Don't try this at home. No really, run with scissors, but don' try this.

Got this originally from Dennis Mangan's The Deep Value Investor blog and then went to the story at the sight freemoney finance freemoney finance to read the article "Money Saving Tip: Cut Your Own Hair and Save a Bundle". Being the voice of humility and proud of it, I would never go out on a limb and make a ruling ex cathedra in a cavalier manner. Here I am on solid ground. This is a stupid idea. No, really, this is a stupid idea. Dennis and freemoney finance state the guy netted out $64,000 from doing this over the years. I assume it is the net of investing the savings, but we shall never know as the original source blog link to Uncle Jack is gone. I am assuming Uncle Jack finally looked in the mirror and never regained consciousness.

The freemoney finance blogger crows that as he shaves his head, he is already doing this. Okay, if you shave your head you are saving the dough and building up your retirement nestegg. Making a virtue of necessity is not something we humilitarians sneer at, and if one suffers from male pattern baldness, it is an ill wind that blows no good. Of course your man claims he does it because he likes the style and I would too if I were him, as humility does not preclude the horrible fault of vanity.

The first entry in the comments section says it all:

"8 - Total number of times I've tried cutting my own hair.

2 - Times I put large bald-spots on my head by accident while cutting my own hair.

4 - Times I've had to visit the barber to fix a bad haircut I gave myself.

1 - Number of times I gave myself a semi-decent haircut.

1 - Number of times I've had to take off all my hair because I messed up so bad.

Moral of story: Make sure you're expert with scissors and trimmers and extraordinarily coordinated before cutting your own hair!

Thanks to the miracle of blog anonymity, I am now able to deal with the horrible abuse that went on in my family. My mother cut my hair. Of course, you say, the childhood cannot have been all that bad if this was the worst thing that ever happened to you. It is true, mom never locked me in the closet with a radio locked on the oldies station (true, I'm old enough to be from a time when there were no oldies stations). I was an annoying kid and tried her patience no end and if this was the worst thing she ever tried, she probably deserves the posthumous nobel prize for forbearance.
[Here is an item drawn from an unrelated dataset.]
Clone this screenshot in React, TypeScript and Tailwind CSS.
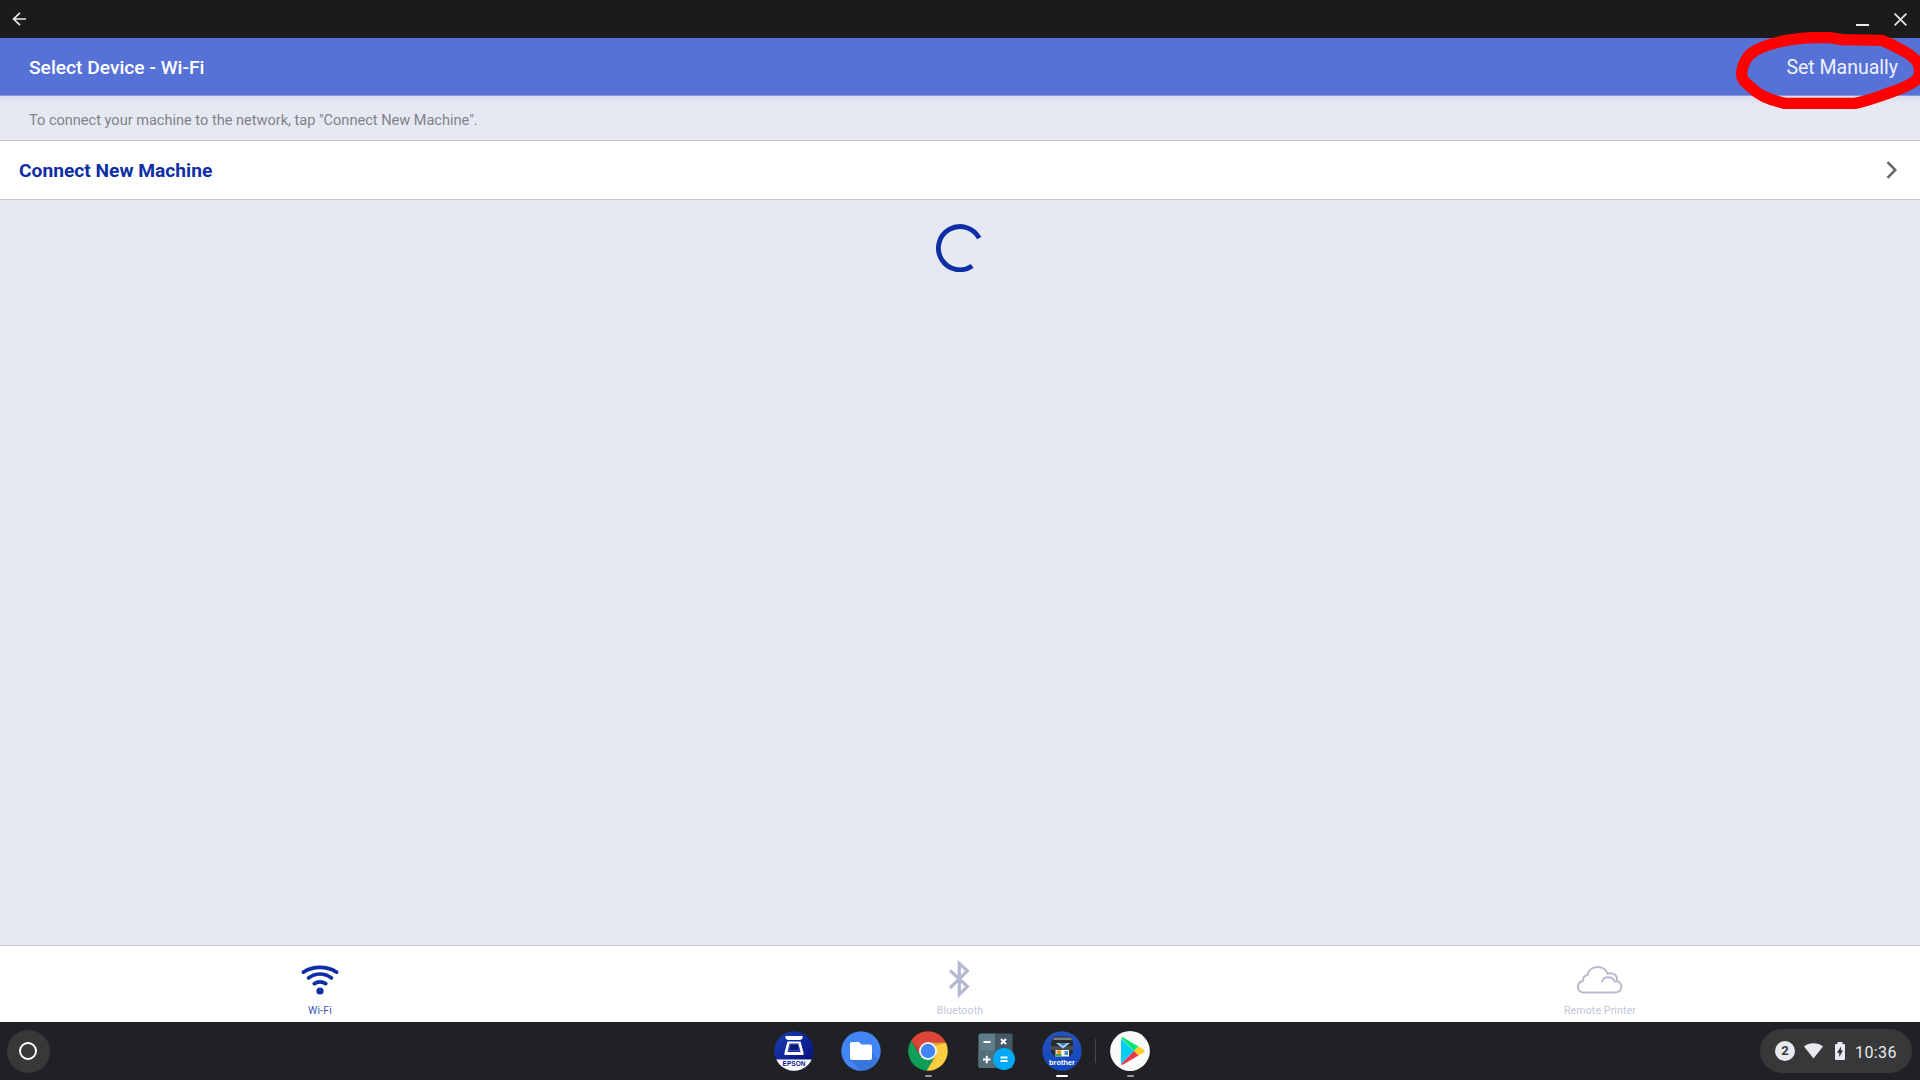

Yeah, well you never went under her clippers. Al, the barber I had been going to up the street, would get you into the chair and out before you knew it and you never felt a thing. In fact, he was so fast, you were a bit upset that you were called to the chair so quickly and had to put down the slightly racy magazine you were reading (it was there I first learned the word, hermaphrodite). Of course this was a time before American men went to salons and no one ever considered getting a hair style like Japanese Prime Minister Koziumi.

Then mom got the bright idea to save money by cutting my dad's hair and mine. She never even suggested my sisters because I'm sure she knew that the Department of Social Services would descend on her immediately once my siblings were seen at large. A near bald son is one thing, two sisters with no hair in the late 50s would have been quite another.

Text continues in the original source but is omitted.